报告题目:Seeding efficient large-scale public health interventions in diverse spatial-social networks(在多元空间社会网络中播种高效的大规模公共卫生干预)






韩晓祎,2014年获美国俄亥俄州立大学经济学博士,现为厦门大学王亚南经济研究院与经济学院长聘副教授、博士生导师,主要研究领域为计量经济学、应用计量经济学、区域经济学和劳动经济学。多篇论文发表在PNAS、Journal of Business & Economic Statistics、Econometric Theory和Regional Science and Urban Economics、《数量经济技术经济研究》等国内外权威学术期刊上。主持国家自然科学基金面上项目2项、青年项目1项,以及福建省自然科学基金杰青项目。
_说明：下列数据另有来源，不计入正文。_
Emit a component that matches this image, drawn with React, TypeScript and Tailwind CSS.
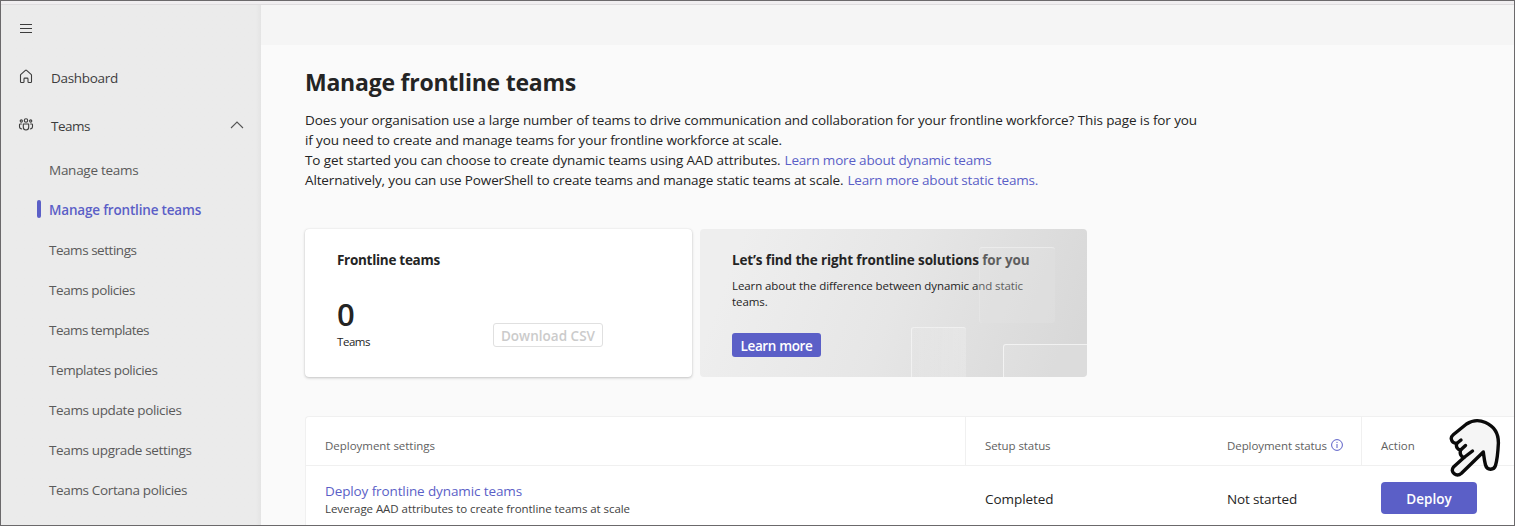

The selection of target locations for large-scale public health interventions is complex when the take-up of such interventions has peer effects through social networks and health outcomes have spillover effects through spatial networks. To address this issue, we develop a threshold spatial dynamic panel data (TSDPD) model with endogenized human-virus interactions. The model is used to study the initial COVID-19 vaccination rollout in the United States from February 5 to April 15, 2021. We find strong peer effects in state vaccination rates arising from the friendship network (coeff.=0.903, s.e.=0.024) and strong COVID-19 virus transmission through the mobility network (cross-state transmission coeff.=0.246, s.e.=0.088; diffusion coeff.=0.130, s.e.=0.089). Vaccination decreased infections mainly through reduced transmissibility upon passing a full vaccination rate threshold of 2.830% (s.e.=0.046%) for big states and 2.630% (s.e.=0.140%) for small states by population; whereas its impact on the mobility network slightly increased infections. Cumulative infections would have been 1.17 million or 24.85% higher if vaccines were not available. Targeting the six most populated US states or most spatially connected is the most clinically effective in reducing cumulative infections by more than 343,000, and targeting the six most socially influential states is the most clinically effective in increasing the national vaccination rate by 3.5 ppts to 18.54% (95% CI:18.90–19.00%). Targeting the six most socially influential states is more than 20 times as cost-effective as targeting the most populated or most spatially connected ones. Existing supply capacity will need to be temporally and spatially re-allocated to accommodate these seeding strategies.